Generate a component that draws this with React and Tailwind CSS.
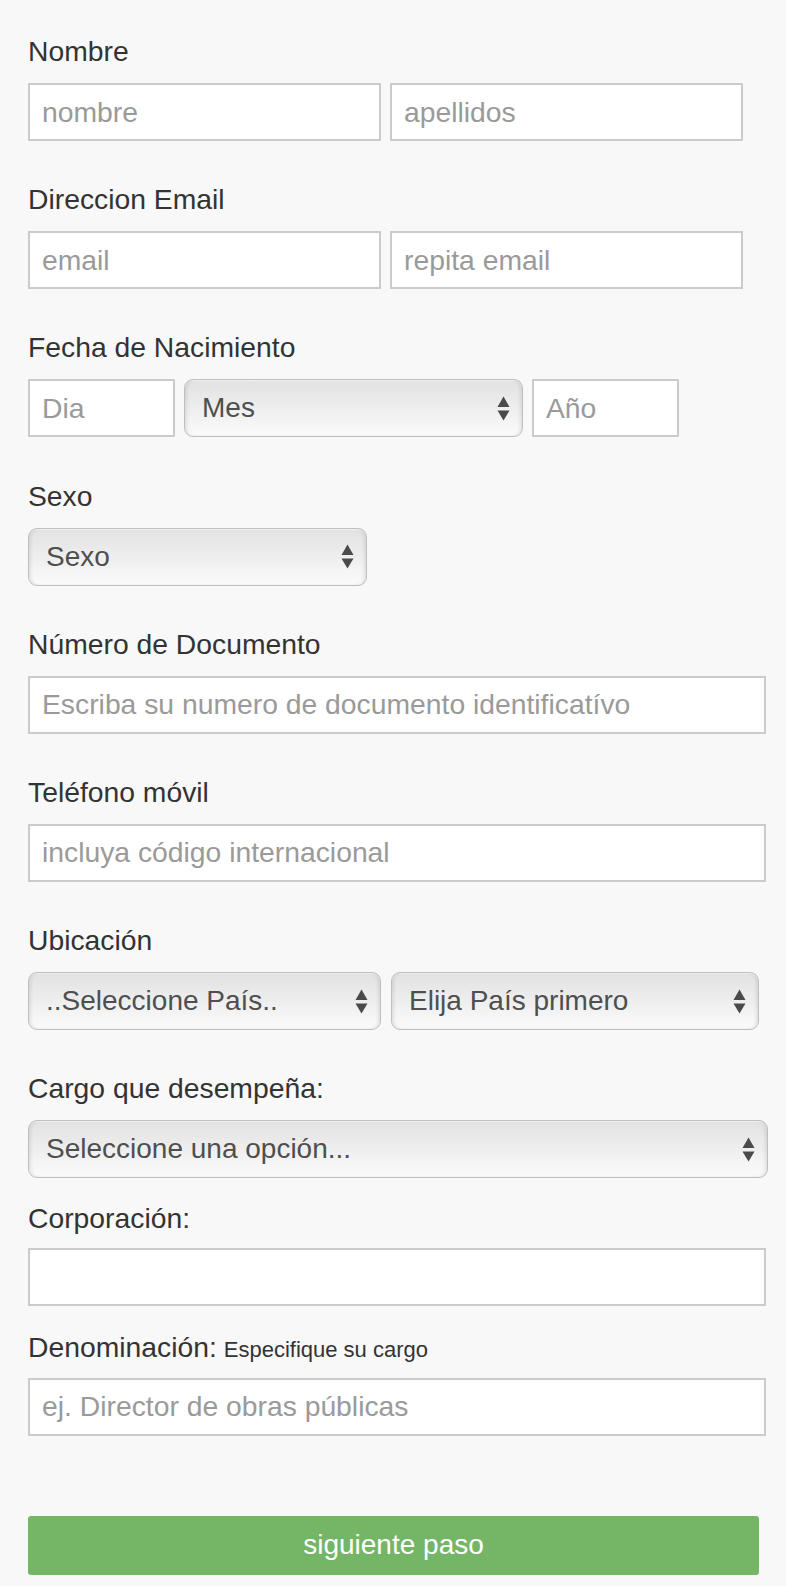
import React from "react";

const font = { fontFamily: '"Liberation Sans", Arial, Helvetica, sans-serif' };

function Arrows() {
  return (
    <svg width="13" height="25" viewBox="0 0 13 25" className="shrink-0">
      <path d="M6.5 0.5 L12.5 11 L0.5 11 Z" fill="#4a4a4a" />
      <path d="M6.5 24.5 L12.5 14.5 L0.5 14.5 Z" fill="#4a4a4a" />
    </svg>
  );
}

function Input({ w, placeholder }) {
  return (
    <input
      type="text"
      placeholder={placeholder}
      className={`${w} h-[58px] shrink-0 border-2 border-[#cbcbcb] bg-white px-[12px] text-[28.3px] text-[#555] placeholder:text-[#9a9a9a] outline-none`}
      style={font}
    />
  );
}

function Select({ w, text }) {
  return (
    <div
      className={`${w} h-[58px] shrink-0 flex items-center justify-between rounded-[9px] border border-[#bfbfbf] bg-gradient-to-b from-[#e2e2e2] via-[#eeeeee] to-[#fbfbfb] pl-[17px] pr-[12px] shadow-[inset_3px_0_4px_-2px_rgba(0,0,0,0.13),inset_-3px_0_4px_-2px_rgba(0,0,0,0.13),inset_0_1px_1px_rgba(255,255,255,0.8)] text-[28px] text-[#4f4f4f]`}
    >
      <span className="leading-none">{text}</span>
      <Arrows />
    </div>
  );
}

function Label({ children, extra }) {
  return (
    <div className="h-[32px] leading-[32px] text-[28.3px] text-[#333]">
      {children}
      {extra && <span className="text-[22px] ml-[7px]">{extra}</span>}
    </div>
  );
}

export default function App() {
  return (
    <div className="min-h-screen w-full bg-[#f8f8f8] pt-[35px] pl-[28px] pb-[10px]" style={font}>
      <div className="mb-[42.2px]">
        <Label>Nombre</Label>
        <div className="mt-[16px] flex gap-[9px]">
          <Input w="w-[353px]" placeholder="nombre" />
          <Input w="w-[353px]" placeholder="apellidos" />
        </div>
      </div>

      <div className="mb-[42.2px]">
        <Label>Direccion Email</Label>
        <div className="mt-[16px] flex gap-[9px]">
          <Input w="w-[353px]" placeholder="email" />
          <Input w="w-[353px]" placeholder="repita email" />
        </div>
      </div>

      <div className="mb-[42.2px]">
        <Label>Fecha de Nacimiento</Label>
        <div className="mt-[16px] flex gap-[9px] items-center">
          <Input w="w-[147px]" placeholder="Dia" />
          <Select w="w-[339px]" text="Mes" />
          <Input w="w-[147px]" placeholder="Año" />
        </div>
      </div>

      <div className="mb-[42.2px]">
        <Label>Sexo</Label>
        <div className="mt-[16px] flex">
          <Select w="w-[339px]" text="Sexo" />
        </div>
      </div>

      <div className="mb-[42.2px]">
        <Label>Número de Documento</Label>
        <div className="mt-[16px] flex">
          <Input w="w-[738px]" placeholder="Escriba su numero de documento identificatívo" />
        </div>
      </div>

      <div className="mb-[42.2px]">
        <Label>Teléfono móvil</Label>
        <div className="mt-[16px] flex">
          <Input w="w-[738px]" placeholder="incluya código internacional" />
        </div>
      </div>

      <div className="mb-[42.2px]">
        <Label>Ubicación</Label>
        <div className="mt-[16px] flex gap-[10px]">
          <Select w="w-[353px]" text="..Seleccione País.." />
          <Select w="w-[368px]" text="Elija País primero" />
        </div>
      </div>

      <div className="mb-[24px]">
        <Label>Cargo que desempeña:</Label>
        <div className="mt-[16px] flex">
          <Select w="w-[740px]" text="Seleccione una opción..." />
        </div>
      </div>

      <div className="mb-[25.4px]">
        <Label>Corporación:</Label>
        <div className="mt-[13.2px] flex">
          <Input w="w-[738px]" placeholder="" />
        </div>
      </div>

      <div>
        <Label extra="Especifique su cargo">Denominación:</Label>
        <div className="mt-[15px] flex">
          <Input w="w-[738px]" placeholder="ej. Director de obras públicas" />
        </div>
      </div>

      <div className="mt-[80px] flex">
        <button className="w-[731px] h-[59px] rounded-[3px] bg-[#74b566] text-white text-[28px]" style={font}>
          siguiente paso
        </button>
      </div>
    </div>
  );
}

--

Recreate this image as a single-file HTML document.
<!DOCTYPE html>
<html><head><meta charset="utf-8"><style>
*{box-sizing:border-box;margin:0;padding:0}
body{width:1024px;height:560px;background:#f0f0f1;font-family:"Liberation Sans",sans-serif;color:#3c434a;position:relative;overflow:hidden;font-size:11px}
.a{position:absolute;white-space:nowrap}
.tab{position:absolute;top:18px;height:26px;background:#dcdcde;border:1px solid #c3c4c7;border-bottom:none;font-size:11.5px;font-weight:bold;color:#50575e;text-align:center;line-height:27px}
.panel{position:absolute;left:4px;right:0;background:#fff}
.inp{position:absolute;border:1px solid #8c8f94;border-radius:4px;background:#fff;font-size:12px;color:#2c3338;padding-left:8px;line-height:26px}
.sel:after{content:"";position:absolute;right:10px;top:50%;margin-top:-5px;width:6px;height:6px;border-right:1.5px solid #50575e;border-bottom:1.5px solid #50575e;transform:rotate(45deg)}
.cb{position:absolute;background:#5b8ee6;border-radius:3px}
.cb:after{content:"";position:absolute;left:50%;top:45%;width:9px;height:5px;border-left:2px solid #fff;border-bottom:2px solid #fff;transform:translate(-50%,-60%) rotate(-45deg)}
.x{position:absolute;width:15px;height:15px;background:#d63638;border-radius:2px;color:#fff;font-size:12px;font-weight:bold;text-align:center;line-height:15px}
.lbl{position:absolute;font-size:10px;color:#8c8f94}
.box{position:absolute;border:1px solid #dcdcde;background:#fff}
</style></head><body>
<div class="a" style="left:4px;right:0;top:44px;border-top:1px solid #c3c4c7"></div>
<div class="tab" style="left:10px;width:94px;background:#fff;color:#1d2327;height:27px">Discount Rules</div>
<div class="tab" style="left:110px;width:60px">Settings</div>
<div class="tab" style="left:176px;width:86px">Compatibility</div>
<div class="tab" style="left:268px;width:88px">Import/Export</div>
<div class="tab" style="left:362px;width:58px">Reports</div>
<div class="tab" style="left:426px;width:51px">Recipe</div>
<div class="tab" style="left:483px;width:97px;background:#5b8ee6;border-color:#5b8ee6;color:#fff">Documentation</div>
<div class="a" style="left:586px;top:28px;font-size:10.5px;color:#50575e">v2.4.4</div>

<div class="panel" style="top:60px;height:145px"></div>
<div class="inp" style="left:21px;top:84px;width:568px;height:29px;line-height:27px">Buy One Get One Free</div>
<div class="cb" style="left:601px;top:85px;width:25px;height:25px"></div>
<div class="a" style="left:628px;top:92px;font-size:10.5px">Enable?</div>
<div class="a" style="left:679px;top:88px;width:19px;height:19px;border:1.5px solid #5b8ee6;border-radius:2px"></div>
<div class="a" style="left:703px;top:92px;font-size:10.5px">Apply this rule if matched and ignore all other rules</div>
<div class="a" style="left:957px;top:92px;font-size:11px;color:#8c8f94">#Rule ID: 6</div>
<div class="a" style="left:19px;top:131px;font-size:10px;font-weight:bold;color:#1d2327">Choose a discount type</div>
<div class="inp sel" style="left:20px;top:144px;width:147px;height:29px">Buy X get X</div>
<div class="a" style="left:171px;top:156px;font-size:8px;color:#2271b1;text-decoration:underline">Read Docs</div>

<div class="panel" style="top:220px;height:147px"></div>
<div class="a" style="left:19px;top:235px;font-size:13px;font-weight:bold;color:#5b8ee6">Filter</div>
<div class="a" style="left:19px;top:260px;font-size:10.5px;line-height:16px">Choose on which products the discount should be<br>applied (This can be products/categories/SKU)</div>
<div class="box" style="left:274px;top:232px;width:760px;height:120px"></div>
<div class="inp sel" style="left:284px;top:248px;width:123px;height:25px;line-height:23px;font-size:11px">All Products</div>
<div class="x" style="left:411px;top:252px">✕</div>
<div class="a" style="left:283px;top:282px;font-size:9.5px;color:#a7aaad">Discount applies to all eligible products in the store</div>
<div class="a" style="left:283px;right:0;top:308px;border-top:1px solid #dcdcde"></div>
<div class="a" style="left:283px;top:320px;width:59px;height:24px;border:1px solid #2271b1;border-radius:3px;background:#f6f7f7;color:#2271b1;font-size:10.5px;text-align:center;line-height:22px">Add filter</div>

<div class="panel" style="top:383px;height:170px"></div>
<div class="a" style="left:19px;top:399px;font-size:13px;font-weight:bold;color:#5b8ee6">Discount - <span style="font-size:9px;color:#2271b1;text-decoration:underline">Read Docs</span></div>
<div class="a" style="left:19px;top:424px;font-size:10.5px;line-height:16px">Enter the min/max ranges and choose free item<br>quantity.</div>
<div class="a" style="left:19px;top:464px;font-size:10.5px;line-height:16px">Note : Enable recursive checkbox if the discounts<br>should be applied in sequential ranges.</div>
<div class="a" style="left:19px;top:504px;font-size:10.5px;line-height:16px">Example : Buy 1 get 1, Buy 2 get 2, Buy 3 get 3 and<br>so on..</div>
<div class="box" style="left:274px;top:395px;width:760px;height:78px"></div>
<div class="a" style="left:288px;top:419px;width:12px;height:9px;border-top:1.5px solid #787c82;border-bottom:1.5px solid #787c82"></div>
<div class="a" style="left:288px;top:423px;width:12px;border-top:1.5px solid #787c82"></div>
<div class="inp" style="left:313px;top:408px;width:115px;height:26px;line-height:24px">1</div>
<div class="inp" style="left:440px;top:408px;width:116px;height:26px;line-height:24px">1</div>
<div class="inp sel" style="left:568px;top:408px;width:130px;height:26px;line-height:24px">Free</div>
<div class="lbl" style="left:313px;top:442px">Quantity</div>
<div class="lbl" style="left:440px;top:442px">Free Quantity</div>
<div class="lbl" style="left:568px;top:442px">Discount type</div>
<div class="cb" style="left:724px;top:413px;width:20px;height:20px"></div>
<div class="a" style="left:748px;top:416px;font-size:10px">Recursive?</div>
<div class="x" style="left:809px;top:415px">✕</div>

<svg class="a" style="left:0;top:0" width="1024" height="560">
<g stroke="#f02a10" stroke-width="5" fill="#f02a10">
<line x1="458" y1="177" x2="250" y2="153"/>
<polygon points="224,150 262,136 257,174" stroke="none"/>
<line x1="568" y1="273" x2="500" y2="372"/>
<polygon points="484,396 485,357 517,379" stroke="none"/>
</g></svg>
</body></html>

Task statement:
Between the line with "Generate a component" and the line with "Arial, Helvetica, sans-serif'", ends included, lies the span to copy exactly; copy nothing else and leave out the pictures.

Solution:
Generate a component that draws this with React and Tailwind CSS.
import React from "react";

const font = { fontFamily: '"Liberation Sans", Arial, Helvetica, sans-serif' };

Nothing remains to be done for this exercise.